So, here's the next part... please REVIEW!!! i really like them and they really do encourage me to continue!! Thanks! :)

Everywhere I looked there was blood, death and decay. People with painful skin blemishes, dying, moaning, screaming in agony as they were slowly tortured to death. Endless worrying, fear, pain and pity. A woman screaming that she wasn't infected, loudly pleading that if she cried hard enough, the unimaginable wouldn't be true. An old couple holding hands as they bled from the nose and wore faces of utmost pain, pushing through the pain to be able to be to live together for as long as possible. Gael suffering. Gael dead. Tony in the hotel, holding his neck, collapsing, dying.

"No," I cried, opening my eyes to the bedroom.

I was crying so hard; I turned over to feel that Tony was next to me. He was slowly breathing up and down. I continued to sob uncontrollably, the images of agonizing death still haunting my thoughts, filling my head, unable to vanish them. Not wanting to wake Tony, I crawled out of bed, stumbling slightly into the bathroom. I bent down and turned on the water, splashing it onto my face and putting my mouth under the water to drink out of the faucet. I tasted tears mixed in with the water and sank onto the tile floor, leaning against the bathtub, curling up into a ball. 'Tony's alive; he's okay,' I had to say over and over to myself. As tears ran down my damp face I spread my legs out in front of me and laid my head on the porcelain tub. But as the thought of Tony on the operating table, shooting and killing the man at the hotel and his wife's reaction, grief, and blame, and then Gael asking me to tell his wife and kids that he loved them, I choked up and began sobbing out loud again, wrapping my arms around my knees, tears streaming down my face and chin as I grabbed my chest, the physical effects of my crying taking a toll on me. As I sobbed harder, I reached over and threw up into the toilet. I leaned on the side of the bathtub, crouched in front of the toilet, feeling so physically ill that I wasn't sure if I was going to be sick again or not. I was hot, flushed and overheated. I felt nauseous, dizzy and weak. I felt as though the pain was overcoming me, making it difficult to breathe at all. I blinked and felt my long wet eyelashes hit my face. I put my head back and tried to swallow through my pain.

"Michelle," said Tony softly, walking into the bathroom in his boxers, squinting at the brightness of the bathroom light.
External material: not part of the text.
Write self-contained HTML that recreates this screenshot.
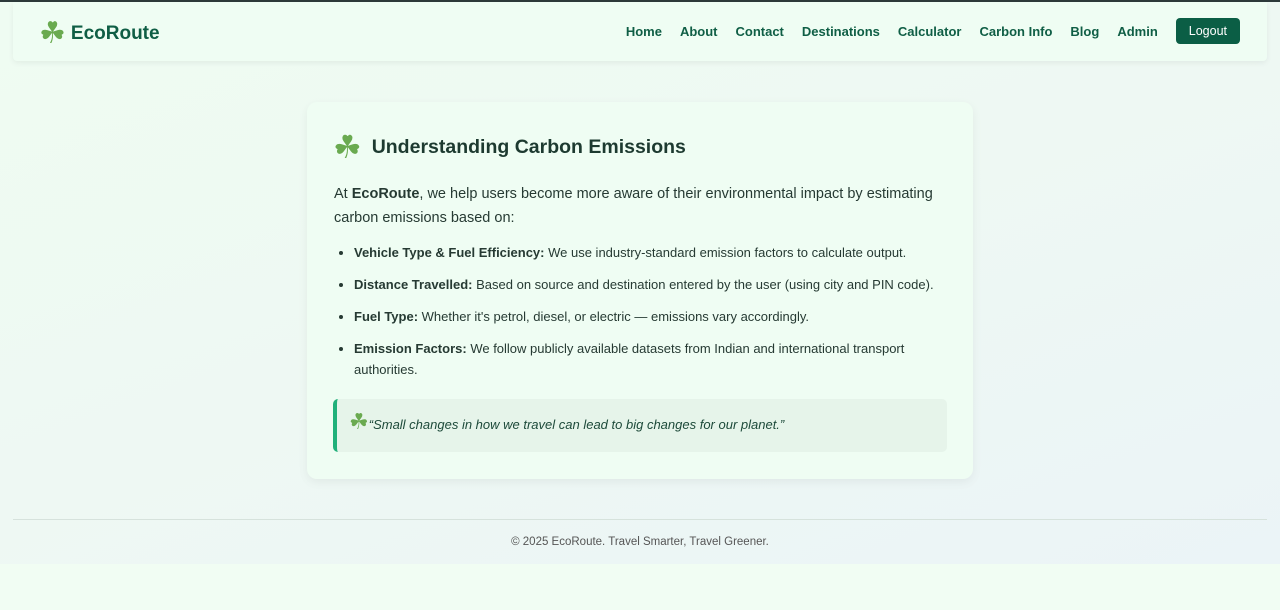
<!DOCTYPE html>
<html><head><meta charset="utf-8"><style>
*{box-sizing:border-box;margin:0;padding:0}
html,body{width:1280px;height:610px;overflow:hidden}
body{font-family:"Liberation Sans","DejaVu Sans",sans-serif;background:#f1fdf3;border-top:2px solid #2d3a3a;position:relative}
.bg{position:absolute;left:0;top:0;width:1280px;height:562px;background:linear-gradient(160deg,#effcf2 0%,#eef8f3 50%,#ebf4f7 100%)}
.nav{position:absolute;left:13px;top:0;width:1254px;height:59px;background:#effdf3;box-shadow:0 2px 6px rgba(0,0,0,.06);border-radius:0 0 4px 4px}
.logo{position:absolute;left:26px;top:14px;font-size:19px;font-weight:bold;color:#0f5e45;display:flex;align-items:center}
.sh{font-family:"DejaVu Sans",sans-serif;color:#6aaa50;font-weight:normal}
.links{position:absolute;right:27px;top:16px;display:flex;align-items:center;font-size:13px;font-weight:bold;color:#0f5e45}
.links span{margin-left:18px}
.btn{margin-left:14px;background:#0b5e45;color:#fff;border-radius:4px;padding:6px 13px;font-size:12.5px;font-weight:normal}
.card{position:absolute;left:307px;top:100px;width:666px;height:377px;background:#effdf3;border-radius:10px;box-shadow:0 3px 10px rgba(0,0,0,.06)}
h1{position:absolute;left:26px;top:26px;font-size:19.5px;color:#1d3a30;font-weight:bold;display:flex;align-items:center}
.p{position:absolute;left:27px;top:80px;width:620px;font-size:14.5px;line-height:24px;color:#263a33}
ul{position:absolute;left:47px;top:140px;width:600px;font-size:13px;color:#263a33;line-height:21px}
li{margin-bottom:11px}
.q{position:absolute;left:26px;top:297px;width:614px;height:53px;background:#e6f4ea;border-left:4px solid #20b07a;border-radius:5px}
.q div{position:absolute;left:12px;top:11px;font-size:13px;font-style:italic;color:#1d4a3a}
.hr{position:absolute;left:13px;top:517px;width:1254px;border-top:1px solid #d6e2dc}
.ft{position:absolute;left:0;width:1280px;top:534px;text-align:center;font-size:11.5px;color:#555}
</style></head><body>
<div class="bg"></div>
<div class="nav">
<div class="logo"><span class="sh" style="font-size:30px;margin-right:5px">☘</span>EcoRoute</div>
<div class="links"><span>Home</span><span>About</span><span>Contact</span><span>Destinations</span><span>Calculator</span><span>Carbon Info</span><span>Blog</span><span>Admin</span><span class="btn">Logout</span></div>
</div>
<div class="card">
<h1><span class="sh" style="font-size:32px;margin-right:10px">☘</span>Understanding Carbon Emissions</h1>
<div class="p">At <b>EcoRoute</b>, we help users become more aware of their environmental impact by estimating carbon emissions based on:</div>
<ul>
<li><b>Vehicle Type &amp; Fuel Efficiency:</b> We use industry-standard emission factors to calculate output.</li>
<li><b>Distance Travelled:</b> Based on source and destination entered by the user (using city and PIN code).</li>
<li><b>Fuel Type:</b> Whether it's petrol, diesel, or electric — emissions vary accordingly.</li>
<li><b>Emission Factors:</b> We follow publicly available datasets from Indian and international transport authorities.</li>
</ul>
<div class="q"><div><span class="sh" style="font-style:normal;font-size:22px">☘</span>“Small changes in how we travel can lead to big changes for our planet.”</div></div>
</div>
<div class="hr"></div>
<div class="ft">© 2025 EcoRoute. Travel Smarter, Travel Greener.</div>
</body></html>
I had closed the door to the bathroom so as not to wake him. I looked up at him, face shining with tears, and saw the devastation and caring in his eyes. He sank down to the floor and wrapped me in his arms. This didn't help me stop crying, but in the reverse, made me cry harder. I thought of all the times I had almost lost him, all the times I had been terrified I would never see him again. I pulled away from him as I threw up again, the thought of never seeing him again, of all the things that could've happened to him, overwhelming me. He held my hair back, next standing up and filling a cup with water, sinking back onto the ground and handing it to me. He wrapped his arms around me again. I took the water thankfully and once I cleaned up my mouth, I settled back into his arms, sobbing in near hysterics. He kissed the top of my head, cuddling his face into my curls.

"Sweetheart its gonna be okay," he whispered softly.
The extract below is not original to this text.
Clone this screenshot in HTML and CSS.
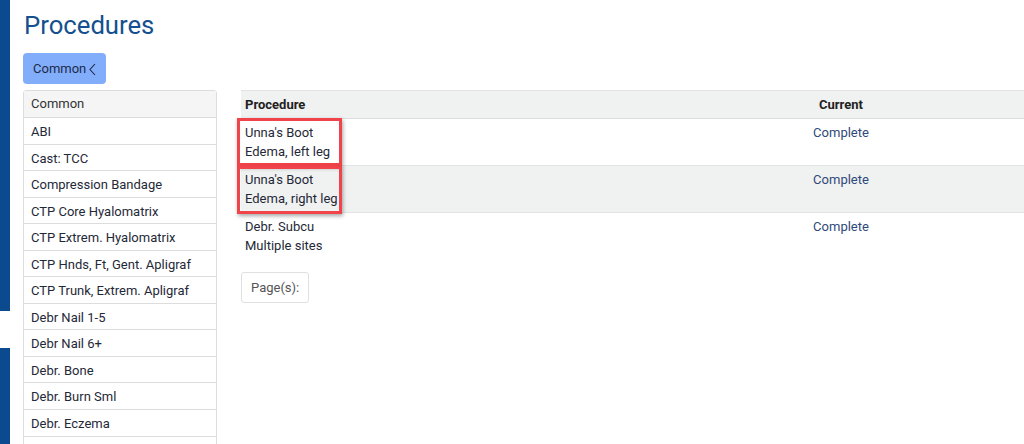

"God I almost lost you," I sobbed, slipping down him and now hiding my face in his chest.

"I know, I know," he said in a soothing voice, "I almost lost you too. But we're both still here, and we're both alive. We survived, and we can still be together forever."

"Oh I love you," I said in a clearer, breathy voice, my crying becoming silent.

I put my hand on his face and with clear desperation, kissed him. He kissed me back, putting his hand on my free one and the other on my face. I pulled back and leaned my head onto his. He reached over with the hand on my face and wiped underneath my eyes.

"You are never going to lose me," he said firmly, jaw set and eyes resolute.

My lip quivered as I looked at him. A couple strands of my hair were in front of my face, and with a softened expression he gently brushed them away from my face, tucking a few curls behind my ear and smiling softly at me.

"No," I said, finally finding my voice, "I never am. And you will never lose me. You're my world Tony."

Tears streamed down my face as flashes of that day continued to prance across my mind. But the one image that stood the strongest, the one that was able to help me control my grief, was the image of Tony, right in front of me, still there, still loving me, still mine.

"And you're my world Michelle," he said, lowering his lips to mine and kissing me so softly that when he pulled back slightly, the only thing that reassured me that it had happening was the lingering tingle on my lips and the shiver that ran down my spine, the shiver I got every time I felt his lips touch mine, the one that I knew had something to do with how deep my love for him ran.

It was engraved in every bone of my body.